Requirement:
Copy each line with the word "this" in it.

Records to use:
§

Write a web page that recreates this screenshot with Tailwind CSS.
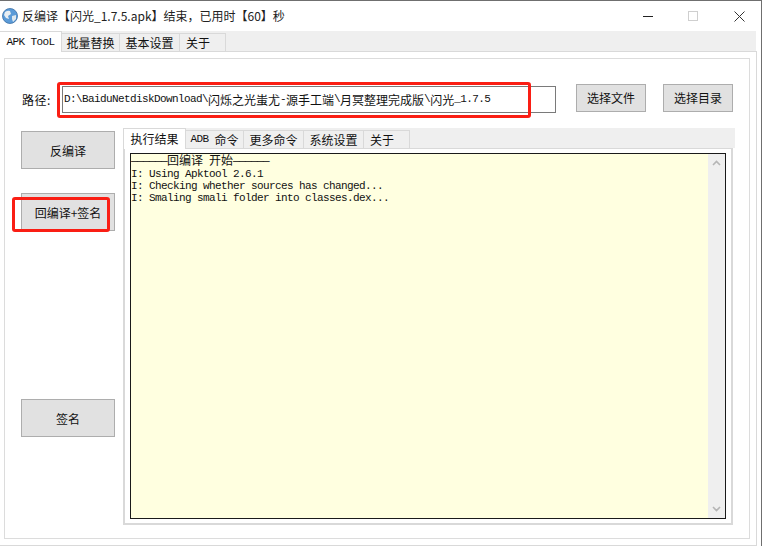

§

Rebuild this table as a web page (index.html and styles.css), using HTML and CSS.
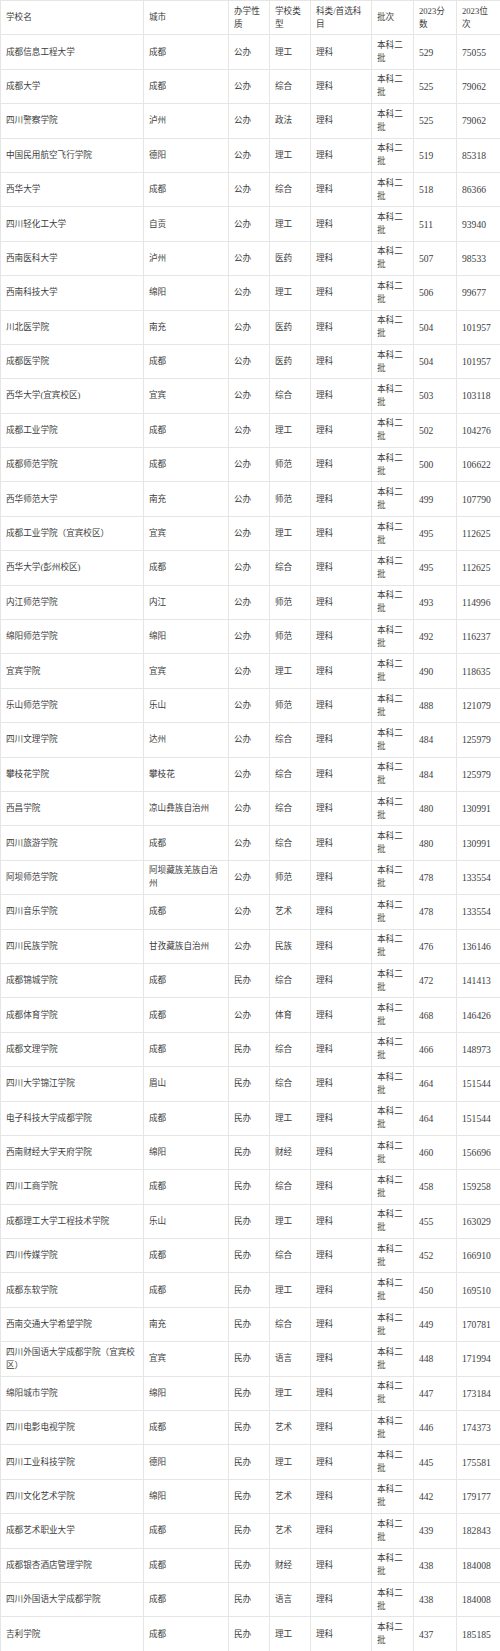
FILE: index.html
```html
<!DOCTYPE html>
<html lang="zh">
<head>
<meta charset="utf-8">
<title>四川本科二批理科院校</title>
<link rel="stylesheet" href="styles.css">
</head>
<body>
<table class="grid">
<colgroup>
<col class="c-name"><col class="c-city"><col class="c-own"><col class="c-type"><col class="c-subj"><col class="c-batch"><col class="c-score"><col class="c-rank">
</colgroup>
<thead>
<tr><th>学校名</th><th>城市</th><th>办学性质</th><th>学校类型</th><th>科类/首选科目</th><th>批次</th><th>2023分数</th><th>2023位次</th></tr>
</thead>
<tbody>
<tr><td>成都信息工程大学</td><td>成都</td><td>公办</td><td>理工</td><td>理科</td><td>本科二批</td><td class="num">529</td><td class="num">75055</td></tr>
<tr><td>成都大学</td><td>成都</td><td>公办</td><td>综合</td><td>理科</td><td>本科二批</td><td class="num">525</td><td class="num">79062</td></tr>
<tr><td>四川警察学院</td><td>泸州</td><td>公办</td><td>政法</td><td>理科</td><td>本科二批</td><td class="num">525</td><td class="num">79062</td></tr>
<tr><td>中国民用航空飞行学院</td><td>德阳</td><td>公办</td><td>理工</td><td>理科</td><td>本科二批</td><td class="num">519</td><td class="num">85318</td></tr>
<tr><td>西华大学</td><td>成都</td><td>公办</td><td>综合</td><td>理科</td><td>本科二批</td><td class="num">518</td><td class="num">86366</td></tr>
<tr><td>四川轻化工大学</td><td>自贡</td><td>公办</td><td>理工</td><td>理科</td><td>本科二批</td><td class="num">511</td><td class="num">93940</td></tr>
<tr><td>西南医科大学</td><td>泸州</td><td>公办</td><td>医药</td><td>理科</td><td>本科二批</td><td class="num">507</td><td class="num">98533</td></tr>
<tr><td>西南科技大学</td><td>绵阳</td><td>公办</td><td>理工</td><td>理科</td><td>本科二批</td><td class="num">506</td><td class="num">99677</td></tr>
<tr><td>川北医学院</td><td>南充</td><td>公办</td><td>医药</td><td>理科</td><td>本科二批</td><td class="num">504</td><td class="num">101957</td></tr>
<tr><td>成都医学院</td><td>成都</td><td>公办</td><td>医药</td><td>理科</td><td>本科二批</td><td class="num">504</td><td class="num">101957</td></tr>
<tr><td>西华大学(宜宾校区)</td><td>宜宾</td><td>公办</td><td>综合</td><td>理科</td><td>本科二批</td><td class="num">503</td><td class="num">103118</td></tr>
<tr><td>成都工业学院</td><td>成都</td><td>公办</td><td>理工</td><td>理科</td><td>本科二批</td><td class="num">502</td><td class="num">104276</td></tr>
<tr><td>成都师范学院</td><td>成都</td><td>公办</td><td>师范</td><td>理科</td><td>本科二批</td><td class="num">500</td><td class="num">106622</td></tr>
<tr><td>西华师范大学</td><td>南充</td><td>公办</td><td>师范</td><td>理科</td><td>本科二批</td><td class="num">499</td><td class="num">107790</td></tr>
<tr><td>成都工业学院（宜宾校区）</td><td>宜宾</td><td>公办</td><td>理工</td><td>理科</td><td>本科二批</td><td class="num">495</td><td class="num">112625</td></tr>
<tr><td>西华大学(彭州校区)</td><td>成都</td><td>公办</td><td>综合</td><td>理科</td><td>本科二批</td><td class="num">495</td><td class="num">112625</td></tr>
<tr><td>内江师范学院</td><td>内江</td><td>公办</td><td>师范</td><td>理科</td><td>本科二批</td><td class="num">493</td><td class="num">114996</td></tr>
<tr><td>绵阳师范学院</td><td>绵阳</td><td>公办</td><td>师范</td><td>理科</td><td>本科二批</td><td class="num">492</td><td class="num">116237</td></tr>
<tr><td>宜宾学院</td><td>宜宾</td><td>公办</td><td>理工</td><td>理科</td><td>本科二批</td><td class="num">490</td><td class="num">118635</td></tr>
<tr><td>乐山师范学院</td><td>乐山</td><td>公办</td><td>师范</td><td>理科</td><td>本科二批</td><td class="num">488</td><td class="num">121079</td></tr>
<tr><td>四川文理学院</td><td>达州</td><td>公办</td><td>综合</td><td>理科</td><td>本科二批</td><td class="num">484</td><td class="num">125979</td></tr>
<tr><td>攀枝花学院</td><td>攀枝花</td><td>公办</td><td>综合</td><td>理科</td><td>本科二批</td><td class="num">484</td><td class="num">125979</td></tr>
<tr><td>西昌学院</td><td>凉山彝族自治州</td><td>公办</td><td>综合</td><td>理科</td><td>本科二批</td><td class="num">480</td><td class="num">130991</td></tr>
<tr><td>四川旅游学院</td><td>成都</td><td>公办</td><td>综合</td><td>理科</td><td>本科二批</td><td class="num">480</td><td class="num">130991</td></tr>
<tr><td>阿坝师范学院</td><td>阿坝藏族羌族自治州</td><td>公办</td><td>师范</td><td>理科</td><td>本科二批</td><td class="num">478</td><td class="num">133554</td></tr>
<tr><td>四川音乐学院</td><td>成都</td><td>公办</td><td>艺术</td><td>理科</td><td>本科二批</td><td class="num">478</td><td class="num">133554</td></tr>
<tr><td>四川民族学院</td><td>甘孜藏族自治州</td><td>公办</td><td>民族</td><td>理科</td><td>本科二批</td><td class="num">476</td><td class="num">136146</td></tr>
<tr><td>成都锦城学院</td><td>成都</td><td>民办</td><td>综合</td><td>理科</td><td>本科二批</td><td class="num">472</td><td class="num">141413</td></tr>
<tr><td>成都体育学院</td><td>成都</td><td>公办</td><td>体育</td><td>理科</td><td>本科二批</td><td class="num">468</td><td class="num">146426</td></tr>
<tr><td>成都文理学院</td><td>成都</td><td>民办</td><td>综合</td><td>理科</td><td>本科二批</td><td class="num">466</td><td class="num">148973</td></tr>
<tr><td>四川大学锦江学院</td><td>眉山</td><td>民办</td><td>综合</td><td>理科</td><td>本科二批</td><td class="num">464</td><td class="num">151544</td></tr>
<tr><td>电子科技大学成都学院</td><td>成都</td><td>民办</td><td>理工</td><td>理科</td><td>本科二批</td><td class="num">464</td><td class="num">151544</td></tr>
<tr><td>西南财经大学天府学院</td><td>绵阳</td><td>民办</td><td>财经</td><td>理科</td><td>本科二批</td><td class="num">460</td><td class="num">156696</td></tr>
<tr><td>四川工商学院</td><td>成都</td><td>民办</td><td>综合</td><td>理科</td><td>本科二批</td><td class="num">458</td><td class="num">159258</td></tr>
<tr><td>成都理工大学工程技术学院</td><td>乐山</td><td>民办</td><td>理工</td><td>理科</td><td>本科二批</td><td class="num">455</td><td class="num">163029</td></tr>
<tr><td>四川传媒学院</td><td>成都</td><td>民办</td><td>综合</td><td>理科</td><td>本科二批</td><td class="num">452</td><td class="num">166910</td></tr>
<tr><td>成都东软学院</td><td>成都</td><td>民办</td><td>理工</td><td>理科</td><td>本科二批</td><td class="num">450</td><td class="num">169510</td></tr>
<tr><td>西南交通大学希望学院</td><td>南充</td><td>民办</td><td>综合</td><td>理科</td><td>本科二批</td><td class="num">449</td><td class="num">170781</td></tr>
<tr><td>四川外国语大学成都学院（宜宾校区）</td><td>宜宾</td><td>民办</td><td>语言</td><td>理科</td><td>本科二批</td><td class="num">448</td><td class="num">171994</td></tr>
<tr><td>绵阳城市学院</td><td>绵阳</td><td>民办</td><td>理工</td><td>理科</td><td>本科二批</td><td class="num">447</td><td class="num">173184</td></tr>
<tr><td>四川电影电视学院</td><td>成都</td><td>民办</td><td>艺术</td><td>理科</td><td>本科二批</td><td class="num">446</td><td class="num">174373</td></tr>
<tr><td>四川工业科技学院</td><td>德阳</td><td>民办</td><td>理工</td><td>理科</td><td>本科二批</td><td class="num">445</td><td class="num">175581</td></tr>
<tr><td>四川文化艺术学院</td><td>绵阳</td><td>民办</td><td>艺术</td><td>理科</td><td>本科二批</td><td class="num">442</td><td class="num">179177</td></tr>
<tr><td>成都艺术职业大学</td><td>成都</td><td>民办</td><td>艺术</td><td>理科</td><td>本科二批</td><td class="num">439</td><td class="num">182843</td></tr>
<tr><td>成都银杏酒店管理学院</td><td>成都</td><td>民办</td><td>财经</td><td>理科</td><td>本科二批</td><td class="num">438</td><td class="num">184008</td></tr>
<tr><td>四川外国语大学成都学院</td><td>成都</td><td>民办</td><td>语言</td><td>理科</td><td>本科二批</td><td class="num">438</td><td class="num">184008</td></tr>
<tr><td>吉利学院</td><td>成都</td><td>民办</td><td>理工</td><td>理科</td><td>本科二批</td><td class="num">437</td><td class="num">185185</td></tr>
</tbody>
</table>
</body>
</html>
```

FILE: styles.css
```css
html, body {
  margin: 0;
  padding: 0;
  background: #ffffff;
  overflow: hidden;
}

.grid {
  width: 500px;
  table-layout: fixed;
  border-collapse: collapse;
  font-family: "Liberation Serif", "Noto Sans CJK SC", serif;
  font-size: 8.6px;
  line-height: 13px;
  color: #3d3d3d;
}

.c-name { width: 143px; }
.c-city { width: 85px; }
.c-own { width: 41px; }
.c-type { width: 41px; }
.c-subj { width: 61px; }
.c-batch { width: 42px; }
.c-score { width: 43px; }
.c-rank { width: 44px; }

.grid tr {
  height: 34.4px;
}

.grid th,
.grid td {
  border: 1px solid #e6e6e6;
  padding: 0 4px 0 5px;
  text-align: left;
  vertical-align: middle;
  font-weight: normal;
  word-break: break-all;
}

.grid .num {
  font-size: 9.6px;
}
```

§

Response to the exercise:
Write a web page that recreates this screenshot with Tailwind CSS.
Rebuild this table as a web page (index.html and styles.css), using HTML and CSS.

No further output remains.